One year after giving the keynote address at the annual Conservative Political Action Conference, Sarah Palin will be back to speak again.
The American Conservative Union, which runs CPAC, one of the oldest and largest yearly gatherings of conservative leaders and activists from across the country, announced Monday that the former Alaska governor and 2008 GOP vice presidential nominee, who recently parted ways as a paid on-air analyst for Fox News, will address the conference.
"We are pleased to again welcome Governor Sarah Palin to CPAC in March," said ACU Chairman Al Cardenas. "Governor Palin electrified the crowd in 2012 and we are thrilled to welcome her back this year."
CPAC is considered a popular cattle call for Republicans considering bids for the White House. In the spring and summer of 2011 Palin flirted with a bid for the 2012 Republican presidential nomination, but ultimately decided against a run. At last year's CPAC, which was held during the height of the GOP presidential primaries, Palin seemed to take some digs at former Massachusetts Gov. Mitt Romney, who ultimately won the nomination.
"Our candidate must be someone who can instinctively turn right to constitutional, conservative principles. It's too late in the game to teach it or to spin it at this point. It's either there or it isn't," said Palin.
But she did add that the GOP "must stand united" behind their presidential nominee.
The day earlier, in an apparent attempt to prove his conservative credentials, Romney called himself a "severely conservative Republican."

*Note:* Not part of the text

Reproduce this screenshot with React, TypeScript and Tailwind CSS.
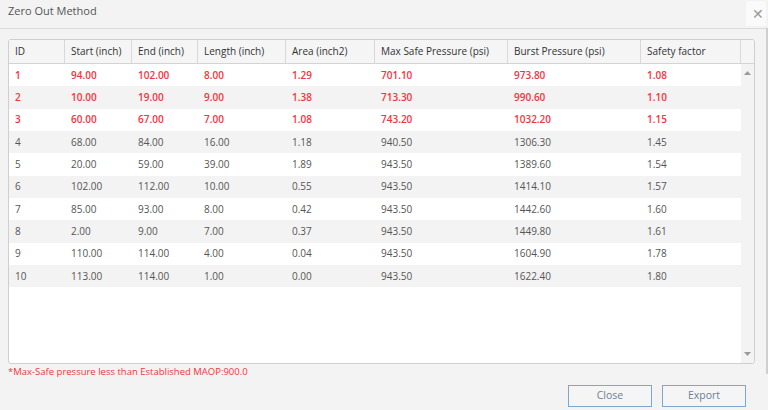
const rows = [
  ["1", "94.00", "102.00", "8.00", "1.29", "701.10", "973.80", "1.08"],
  ["2", "10.00", "19.00", "9.00", "1.38", "713.30", "990.60", "1.10"],
  ["3", "60.00", "67.00", "7.00", "1.08", "743.20", "1032.20", "1.15"],
  ["4", "68.00", "84.00", "16.00", "1.18", "940.50", "1306.30", "1.45"],
  ["5", "20.00", "59.00", "39.00", "1.89", "943.50", "1389.60", "1.54"],
  ["6", "102.00", "112.00", "10.00", "0.55", "943.50", "1414.10", "1.57"],
  ["7", "85.00", "93.00", "8.00", "0.42", "943.50", "1442.60", "1.60"],
  ["8", "2.00", "9.00", "7.00", "0.37", "943.50", "1449.80", "1.61"],
  ["9", "110.00", "114.00", "4.00", "0.04", "943.50", "1604.90", "1.78"],
  ["10", "113.00", "114.00", "1.00", "0.00", "943.50", "1622.40", "1.80"],
];

const headers = [
  "ID",
  "Start (inch)",
  "End (inch)",
  "Length (inch)",
  "Area (inch2)",
  "Max Safe Pressure (psi)",
  "Burst Pressure (psi)",
  "Safety factor",
];

// column widths incl. right border
const widths = ["w-[56px]", "w-[67px]", "w-[66px]", "w-[88px]", "w-[89px]", "w-[133px]", "w-[133px]", "w-[100px]"];

export default function App() {
  return (
    <div
      className="w-[768px] h-[410px] bg-[#f3f3f3] overflow-hidden flex"
      style={{ fontFamily: '"Open Sans", "Liberation Sans", sans-serif' }}
    >
      <div className="w-[766px] flex flex-col">
        {/* title bar */}
        <div className="h-[29px] border-b border-[#dadada] flex items-start justify-between">
          <div className="pl-2 pt-[3px] text-[11px] text-[#555]">Zero Out Method</div>
          <div className="w-[20px] h-[25px] bg-[#fafafa] flex items-center justify-center text-[14px] text-[#999] mt-[1px] pl-[3px]">
            ✕
          </div>
        </div>

        {/* table */}
        <div className="mt-[10px] ml-2 w-[747px] h-[325px] border border-[#cfcfcf] rounded-[3px] bg-white flex flex-col overflow-hidden">
          <div className="flex h-[24px] border-b border-[#d4d4d4] bg-[#f5f5f5] shrink-0">
            {headers.map((h, i) => (
              <div
                key={h}
                className={`${widths[i]} border-r border-[#d9d9d9] pl-[6px] flex items-center text-[10px] text-[#333]`}
              >
                {h}
              </div>
            ))}
            <div className="w-[13px]" />
          </div>
          <div className="flex flex-1">
            <div className="w-[732px] flex flex-col">
              {rows.map((r, ri) => {
                const red = ri < 3;
                return (
                  <div
                    key={r[0]}
                    className={`flex h-[22.33px] items-center ${ri % 2 === 1 ? "bg-[#f3f3f3]" : "bg-white"} ${
                      red ? "text-[#f5333f] font-semibold" : "text-[#555]"
                    } text-[10px]`}
                  >
                    {r.map((c, ci) => (
                      <div key={ci} className={`${widths[ci]} pl-[6px]`}>
                        {c}
                      </div>
                    ))}
                  </div>
                );
              })}
            </div>
            <div className="w-[13px] bg-[#f3f3f3] flex flex-col justify-between items-center py-[7px]">
              <svg width="7" height="4" viewBox="0 0 7 4">
                <path d="M0 4 L3.5 0 L7 4 Z" fill="#9a9a9a" />
              </svg>
              <svg width="7" height="4" viewBox="0 0 7 4">
                <path d="M0 0 L3.5 4 L7 0 Z" fill="#9a9a9a" />
              </svg>
            </div>
          </div>
        </div>

        <div className="ml-2 mt-[1px] text-[9.5px] text-[#f5333f]">
          *Max-Safe pressure less than Established MAOP:900.0
        </div>

        <div className="flex justify-end gap-[10px] pr-[20px] mt-[6px]">
          <button className="w-[84px] h-[22px] border border-[#7fa6cf] bg-[#f5f5f5] text-[10.5px] text-[#6f7f93]">
            Close
          </button>
          <button className="w-[84px] h-[22px] border border-[#7fa6cf] bg-[#f5f5f5] text-[10.5px] text-[#6f7f93]">
            Export
          </button>
        </div>
      </div>
      <div className="w-[2px] mt-[28px] h-[346px] bg-[#cfcfcf]" />
    </div>
  );
}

Six Republicans who may be contemplating runs for the White House in 2016 will be speaking at CPAC: Sen. Marco Rubio of Florida, Sen. Rand Paul of Kentucky, Rep. Paul Ryan of Wisconsin, who was last year's GOP vice presidential nominee, former Sen. Rick Santorum of Pennsylvania, who as a 2012 Republican presidential candidate battled Romney deep into the primary calendar, former Florida Gov. Jeb Bush, and Gov. Scott Walker of Wisconsin.
CPAC, which turns 40 this year, will be held for the first time at the Gaylord National Resort and Convention Center just outside Washington, in Prince George's County, Maryland. For years the conference was held at the Marriott Wardman Park hotel in the nation's capital.